→ **WHAT THE TASK ASKS**
Every record should be copied exactly, except that pictures are to be omitted.
** begin DATA SUPPLIED **
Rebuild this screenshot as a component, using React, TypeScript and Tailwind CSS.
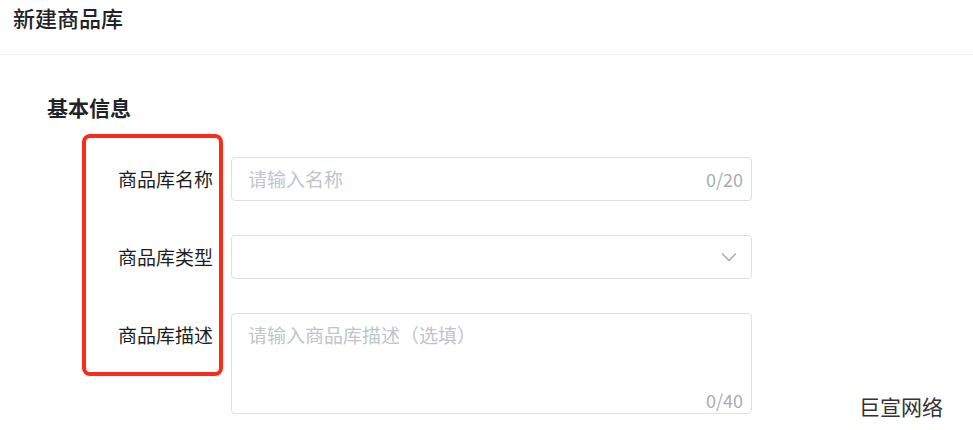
import React from "react"

const WM_COLS = [-95, 142, 379, 616, 853]
const WM_ROWS = Array.from({ length: 13 }, (_, i) => -145 + i * 55.5)

function Watermark() {
  return (
    <svg className="pointer-events-none absolute inset-0" width="973" height="430">
      {WM_COLS.map((x) =>
        WM_ROWS.map((y) => (
          <g key={`${x}-${y}`} transform={`translate(${x} ${y}) rotate(45)`} fill="#000" fillOpacity="0.022" fontSize="18" fontFamily="Liberation Sans, sans-serif">
            <text x="0" y="14">chenhuarui - 2022/08/23</text>
            <text x="0" y="35">10:13:33</text>
          </g>
        ))
      )}
    </svg>
  )
}

function Chevron() {
  return (
    <svg width="16" height="9" viewBox="0 0 16 9" fill="none">
      <polyline points="1.5,1 8,7.5 14.5,1" stroke="#a8abb2" strokeWidth="1.5" strokeLinecap="round" strokeLinejoin="round" />
    </svg>
  )
}

const LABELS = ["商品库名称", "商品库类型", "商品库描述"]

export default function App() {
  return (
    <div className="relative h-[430px] w-[973px] overflow-hidden bg-white font-['Noto_Sans_CJK_SC',sans-serif]">
      <div className="h-[55px] border-b border-[#ebeef5] pl-[13px] pt-[2px]">
        <h1 className="text-[22px] font-medium leading-[30px] text-[#1f2329]">新建商品库</h1>
      </div>

      <div className="pl-[47px]">
        <h2 className="mt-[37px] text-[21px] font-bold leading-[30px] text-[#1f2329]">基本信息</h2>

        <div className="ml-[35px] mt-[12px] flex items-start">
          <div className="flex w-[141px] flex-col gap-[34px] rounded-[8px] border-4 border-[#fa2b19] pb-[15px] pr-[6px] pt-[19px]">
            {LABELS.map((l) => (
              <div key={l} className="flex h-[44px] items-center justify-end text-[19px] text-[#1f1f1f]">
                {l}
              </div>
            ))}
          </div>

          <div className="ml-[8px] flex w-[521px] flex-col gap-[34px] pt-[23px]">
            <div className="flex h-[44px] items-center justify-between rounded-[4px] border border-[#dcdfe6] pl-[16px] pr-[8px]">
              <span className="text-[19px] text-[#c0c4cc]">请输入名称</span>
              <span className="text-[18px] text-[#a8abb2]">0/20</span>
            </div>

            <div className="flex h-[44px] items-center justify-end rounded-[4px] border border-[#dcdfe6] pr-[14px]">
              <Chevron />
            </div>

            <div className="flex h-[101px] flex-col justify-between rounded-[4px] border border-[#dcdfe6] pb-[3px] pl-[16px] pr-[8px] pt-[8px]">
              <span className="text-[19px] leading-[26px] text-[#c0c4cc]">请输入商品库描述（选填）</span>
              <span className="self-end text-[18px] leading-[20px] text-[#a8abb2]">0/40</span>
            </div>
          </div>
        </div>
      </div>

      <div className="absolute bottom-[12px] right-[30px] text-[21px] leading-[24px] text-[#333]">巨宣网络</div>

      <Watermark />
    </div>
  )
}
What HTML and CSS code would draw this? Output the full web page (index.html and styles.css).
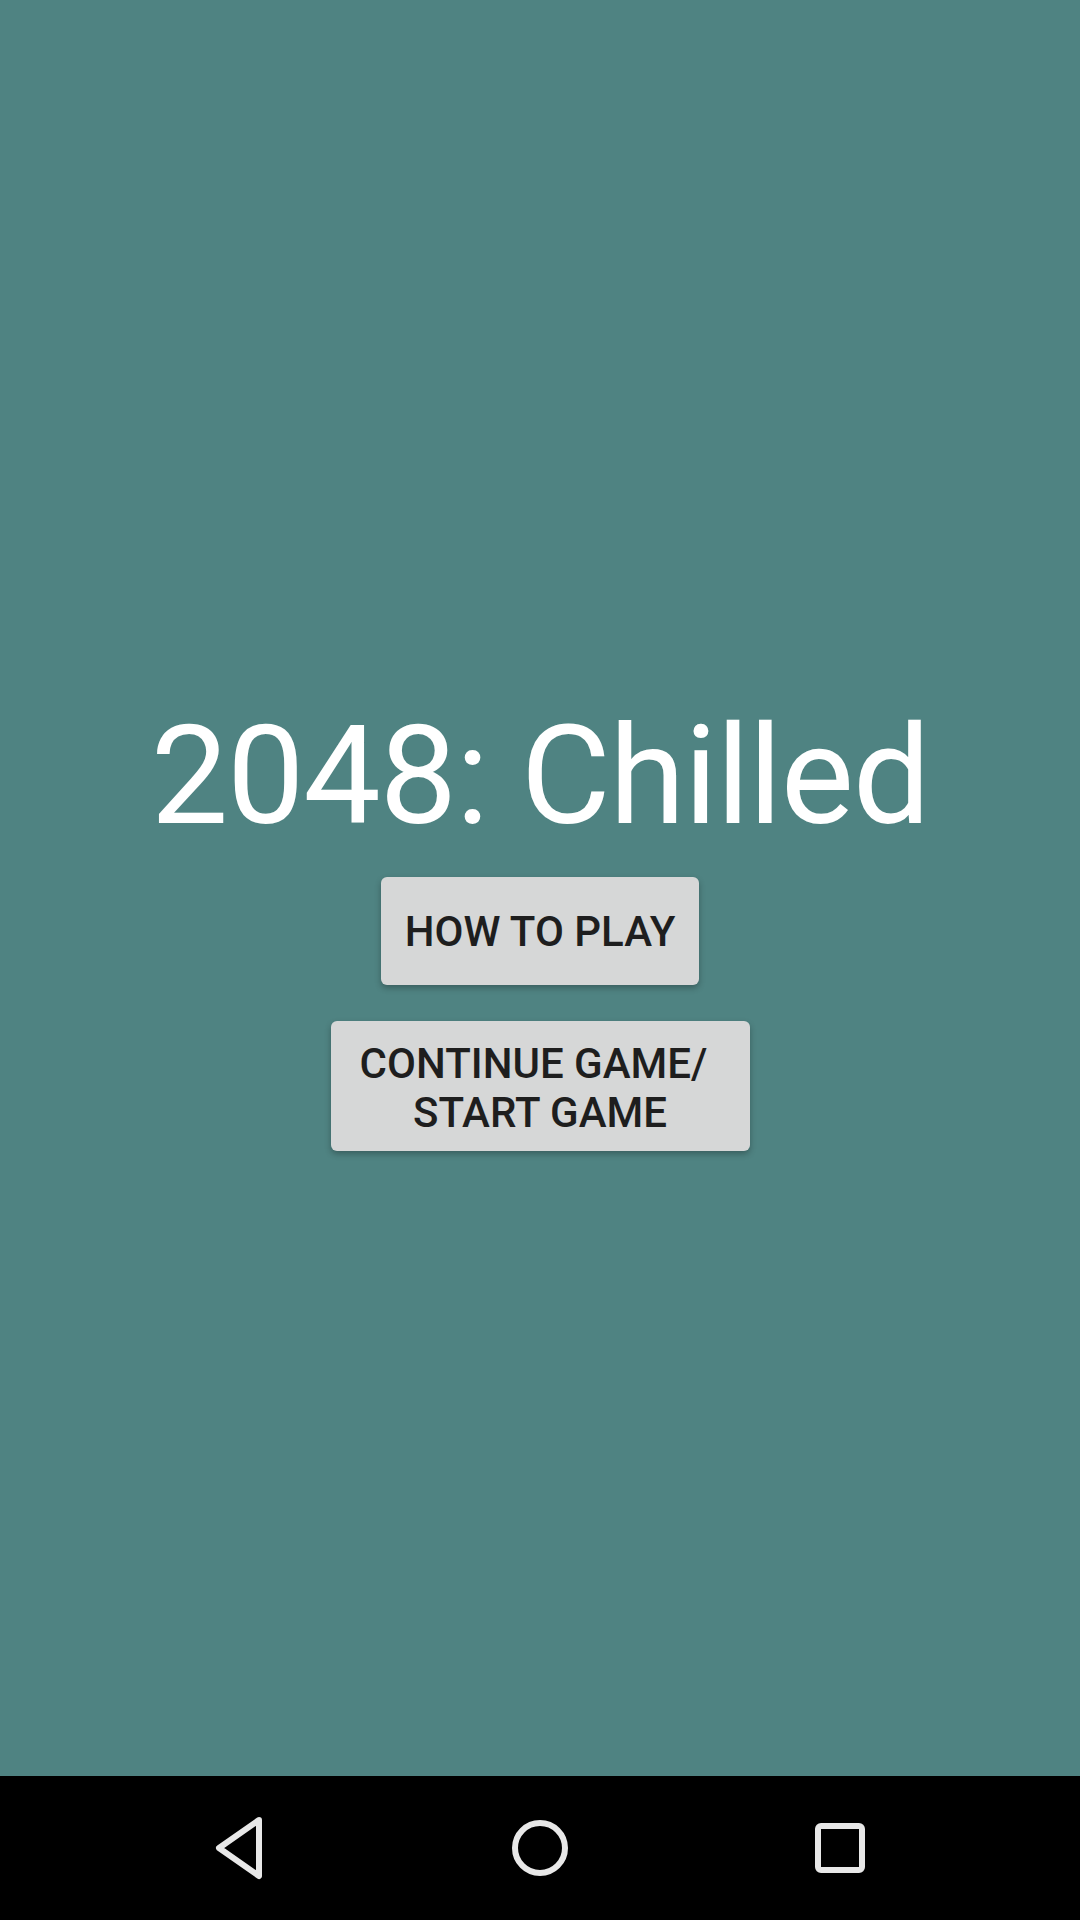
** end DATA SUPPLIED **
→ **OUTPUT OF THE EXERCISE**
Rebuild this screenshot as a component, using React, TypeScript and Tailwind CSS.
import React from "react"

const WM_COLS = [-95, 142, 379, 616, 853]
const WM_ROWS = Array.from({ length: 13 }, (_, i) => -145 + i * 55.5)

function Watermark() {
  return (
    <svg className="pointer-events-none absolute inset-0" width="973" height="430">
      {WM_COLS.map((x) =>
        WM_ROWS.map((y) => (
          <g key={`${x}-${y}`} transform={`translate(${x} ${y}) rotate(45)`} fill="#000" fillOpacity="0.022" fontSize="18" fontFamily="Liberation Sans, sans-serif">
            <text x="0" y="14">chenhuarui - 2022/08/23</text>
            <text x="0" y="35">10:13:33</text>
          </g>
        ))
      )}
    </svg>
  )
}

function Chevron() {
  return (
    <svg width="16" height="9" viewBox="0 0 16 9" fill="none">
      <polyline points="1.5,1 8,7.5 14.5,1" stroke="#a8abb2" strokeWidth="1.5" strokeLinecap="round" strokeLinejoin="round" />
    </svg>
  )
}

const LABELS = ["商品库名称", "商品库类型", "商品库描述"]

export default function App() {
  return (
    <div className="relative h-[430px] w-[973px] overflow-hidden bg-white font-['Noto_Sans_CJK_SC',sans-serif]">
      <div className="h-[55px] border-b border-[#ebeef5] pl-[13px] pt-[2px]">
        <h1 className="text-[22px] font-medium leading-[30px] text-[#1f2329]">新建商品库</h1>
      </div>

      <div className="pl-[47px]">
        <h2 className="mt-[37px] text-[21px] font-bold leading-[30px] text-[#1f2329]">基本信息</h2>

        <div className="ml-[35px] mt-[12px] flex items-start">
          <div className="flex w-[141px] flex-col gap-[34px] rounded-[8px] border-4 border-[#fa2b19] pb-[15px] pr-[6px] pt-[19px]">
            {LABELS.map((l) => (
              <div key={l} className="flex h-[44px] items-center justify-end text-[19px] text-[#1f1f1f]">
                {l}
              </div>
            ))}
          </div>

          <div className="ml-[8px] flex w-[521px] flex-col gap-[34px] pt-[23px]">
            <div className="flex h-[44px] items-center justify-between rounded-[4px] border border-[#dcdfe6] pl-[16px] pr-[8px]">
              <span className="text-[19px] text-[#c0c4cc]">请输入名称</span>
              <span className="text-[18px] text-[#a8abb2]">0/20</span>
            </div>

            <div className="flex h-[44px] items-center justify-end rounded-[4px] border border-[#dcdfe6] pr-[14px]">
              <Chevron />
            </div>

            <div className="flex h-[101px] flex-col justify-between rounded-[4px] border border-[#dcdfe6] pb-[3px] pl-[16px] pr-[8px] pt-[8px]">
              <span className="text-[19px] leading-[26px] text-[#c0c4cc]">请输入商品库描述（选填）</span>
              <span className="self-end text-[18px] leading-[20px] text-[#a8abb2]">0/40</span>
            </div>
          </div>
        </div>
      </div>

      <div className="absolute bottom-[12px] right-[30px] text-[21px] leading-[24px] text-[#333]">巨宣网络</div>

      <Watermark />
    </div>
  )
}
What HTML and CSS code would draw this? Output the full web page (index.html and styles.css).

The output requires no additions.